Am 6. Sept. 1858 vormittags 10 Uhr kam mit einem 1. Probezug, gezogen von der Lokomotive "Landshut", der Direktor der Bayer. Ostbahnen, Herr [Paul Camille] v. Denis, hier an, um die Arbeiten am Augenschein zu nehmen. Der Zug bestand aus etwa 20 Güterwägen mit Baurequisiten, in deren Mitte sich der Personenwagen befand. [...] Obwohl die Strecke nun eigentlich bis München befahrbar war, sollte sie, angeblich wegen der noch fehlenden Personenwagen, doch erst zwei Monate später eröffnet werden. [...] Am 3. Nov. 1858 [begann] der regelmäßige Fahrbetrieb gegen Fahrkarte. Auf eine besondere Eröffnungsfeierlichkeit hatte man verzichtet; eine solche sollte erst stattfinden, wenn auch die Strecke von Landshut nach Regensburg fertiggestellt war. Es verkehrten vorerst täglich 3 Zugspaare, je um halb 7 Uhr früh, um halb 11 und abends 5 Uhr mit drei Wagenklassen. Die Tahlfahrt von München nach Landshut nahm ca. zweieinhalb Stunden in Anspruch.

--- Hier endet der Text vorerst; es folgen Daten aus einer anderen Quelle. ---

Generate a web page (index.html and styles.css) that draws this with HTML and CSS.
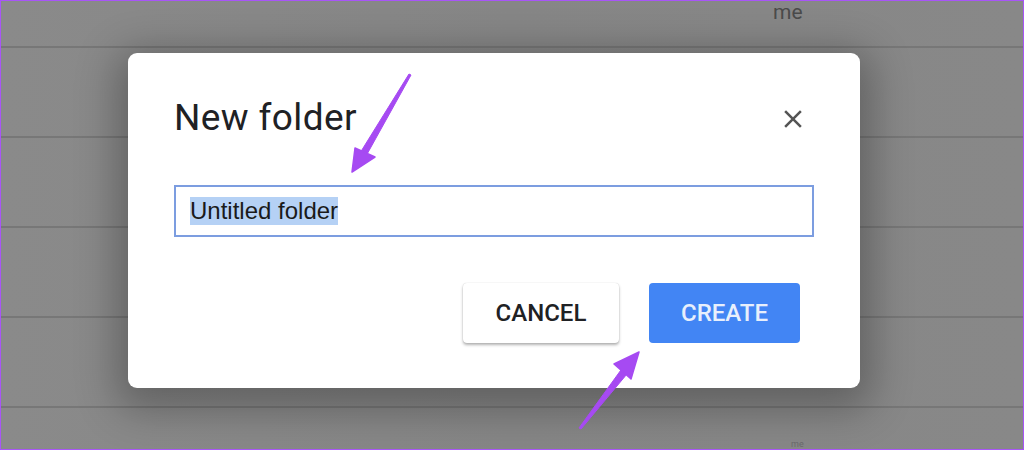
FILE: index.html
```html
<!DOCTYPE html>
<html>
<head>
<meta charset="utf-8">
<link rel="stylesheet" href="styles.css">
</head>
<body>
<div class="frame">
  <div class="list">
    <div class="row first"><span class="cell">me</span></div>
    <div class="row"></div>
    <div class="row"></div>
    <div class="row"></div>
    <div class="row"></div>
    <div class="row last"><span class="cell low">me</span></div>
  </div>

  <div class="dialog">
    <div class="head">
      <h1 class="title">New folder</h1>
    </div>
    <div class="field"><span class="sel">Untitled folder</span></div>
    <div class="actions">
      <button class="btn cancel">CANCEL</button>
      <button class="btn create">CREATE</button>
    </div>
  </div>

  <svg class="close" viewBox="0 0 24 24" width="30" height="30"><path d="M19 6.41L17.59 5 12 10.59 6.41 5 5 6.41 10.59 12 5 17.59 6.41 19 12 13.41 17.59 19 19 17.59 13.41 12z" fill="#545454"/></svg>

  <svg class="arrows" viewBox="0 0 1024 450" width="1024" height="450">
    <g fill="#a64af2" stroke="#a64af2">
      <polygon points="409,74 411,75 366,156 360,153" stroke-width="1" stroke-linejoin="round"/>
      <polygon points="352,172 355,148 375,157" stroke-width="1.5" stroke-linejoin="round"/>
      <polygon points="579,428 581,429 632,368 626,363" stroke-width="1" stroke-linejoin="round"/>
      <polygon points="639,352 614,364 631,379" stroke-width="1.5" stroke-linejoin="round"/>
    </g>
  </svg>
</div>
</body>
</html>
```
FILE: styles.css
```css
html, body {
  margin: 0;
  padding: 0;
}
body {
  width: 1024px;
  height: 450px;
  overflow: hidden;
  background: #878787;
  font-family: Roboto, "Liberation Sans", sans-serif;
}
.frame {
  position: relative;
  width: 1024px;
  height: 450px;
  box-sizing: border-box;
  border: 1px solid #a855f7;
  overflow: hidden;
  background: linear-gradient(90deg, #8a8a8a 0%, #868686 50%, #888 100%);
}
.list {
  display: flex;
  flex-direction: column;
}
.row {
  height: 88px;
  border-bottom: 2px solid #777;
  position: relative;
}
.row.first {
  height: 45px;
}
.cell {
  position: absolute;
  left: 772px;
  top: 0;
  font-size: 21px;
  line-height: 22px;
  color: #4b4b4b;
}
.cell.low {
  top: 31px;
  left: 790px;
  font-size: 9px;
  line-height: 10px;
  color: #6a6a6a;
}
.dialog {
  position: absolute;
  left: 127px;
  top: 52px;
  width: 732px;
  height: 335px;
  box-sizing: border-box;
  background: #fff;
  border-radius: 9px;
  padding: 45px 46px 45px 46px;
  box-shadow: 0 10px 40px 12px rgba(0,0,0,0.28);
  display: flex;
  flex-direction: column;
}
.head {
  height: 40px;
  display: flex;
  align-items: center;
}
.title {
  margin: 0;
  font-family: Roboto, "Open Sans", sans-serif;
  font-weight: 400;
  font-size: 37px;
  line-height: 40px;
  color: #202124;
  letter-spacing: 0.4px;
}
.field {
  margin-top: 47px;
  height: 52px;
  box-sizing: border-box;
  border: 2px solid #7c9de0;
  padding-left: 14px;
  display: flex;
  align-items: center;
  font-family: "Liberation Sans", Arial, sans-serif;
  font-size: 24px;
  color: #1a1a1a;
}
.sel {
  background: #b5d1f5;
  line-height: 28px;
}
.actions {
  margin-top: 46px;
  display: flex;
  justify-content: flex-end;
  gap: 30px;
  padding-right: 14px;
}
.btn {
  font-family: Roboto, sans-serif;
  font-weight: 500;
  font-size: 24px;
  border: none;
  border-radius: 4px;
  height: 60px;
  padding: 0;
  cursor: pointer;
}
.cancel {
  width: 156px;
  background: #fff;
  color: #202124;
  box-shadow: 0 2px 3px rgba(0,0,0,0.3), 0 0 1px rgba(0,0,0,0.2);
}
.create {
  width: 151px;
  background: #4285f4;
  color: #e8effc;
}
.close {
  position: absolute;
  left: 777px;
  top: 103px;
}
.arrows {
  position: absolute;
  left: -1px;
  top: -1px;
  pointer-events: none;
}
```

Neue Möglichkeiten durch die Eisenbahn.
Die Eisenbahn veränderte alsbald das ganze Verkehrswesen, indem sie für alle nur denkbaren Zwecke eingesetzt wurde. So führte man schon im Sommer 1859 die aus Anlaß des Krieges zwischen Österreich, Italien und Frankreich für nötig erachteten Truppenbewegungen von Landshut aus vorwiegend mit der Eisenbahn durch. Aber auch für das gesellige Leben der Stadt war die Eisenbahn von Bedeutung; Vereine, Gesellschaften, Familien und Einzelpersonen konnten nun auf bequeme Weise reisen, um nach einigen Stunden ebenso leicht wieder zurückzukehren.
Erweiterung.
Am 12. Dez. 1859 konnte dann die Ostbanhn von Landshut [...] nach Regensburg und weiter nach Nürnberg, sowie die Zweigstrecke von Geiselhöring nach Straubing dem allgemeinen Verkehr übergeben werden. Am 20. Sept. 1860 folgten in diesem Zusammenhang noch die Züge von Straubing nach Passau. [...] Am 7. Jan 1875 [wurde] der Ostbahngesellschaft die Konzession zum Bau und Betrieb der Linie Landshut-Dingolfing-Landau a. d. Isar erteilt. Als weiteres Projekt zeichnete sich bereits die Strecke Landshut-Neumarkt ab. Auch bei Deggendorf wurde damals gebaut [...].
Bahnhof Nummer 2.
Die Planung der Bahnlinien nach landau/Isar und Neumarkt löste auch die Frage nach einem neuen Bahnhof aus, weil sich der alte als Sackbahnhof für die Zuführung und Aufnahme weiterer Linien als nicht geeignet erwies. Der neue Bahnhof sollte ein Durchgangsbahnhof werden, aus dem die einlaufenden Züge der Hauptstrecke in gleicher Richtung weiterfahren konnten. Die Projektierung erfolgte 1875/76 [...]. Über den Verlauf der Arbeiten wiessen wir, daß zunächste ein Verbindungsgeleise vom alten Bahnhof zum Platz des künftigen Bahnhofes gebaut wurde, auf dem Materialzüge dorthin verkehren konnten. [...] Im März 1879 erhoben sich die Grundmauern des neuen Bahnhofes über den Erdboden und teilweise war auch schon mit dem Hochbau begonnen worden. Im Oktober d. Js. konnte die Brücke über die äußere Flutmulde bei der Altdorferstraße dem Verkehr übergeben werden. Im Frühjahr 1880 war das großangelegte Werk vollendet, so daß am 11. Mai der erste Zug in den neuen Bahnhof einfahren konnte. Der Umzug vom alten zum neuen Bahnhof mußte innerhalb weniger Stunden bewerkstelligt sein; er vollzog sich ohne Behinderung und Unfall.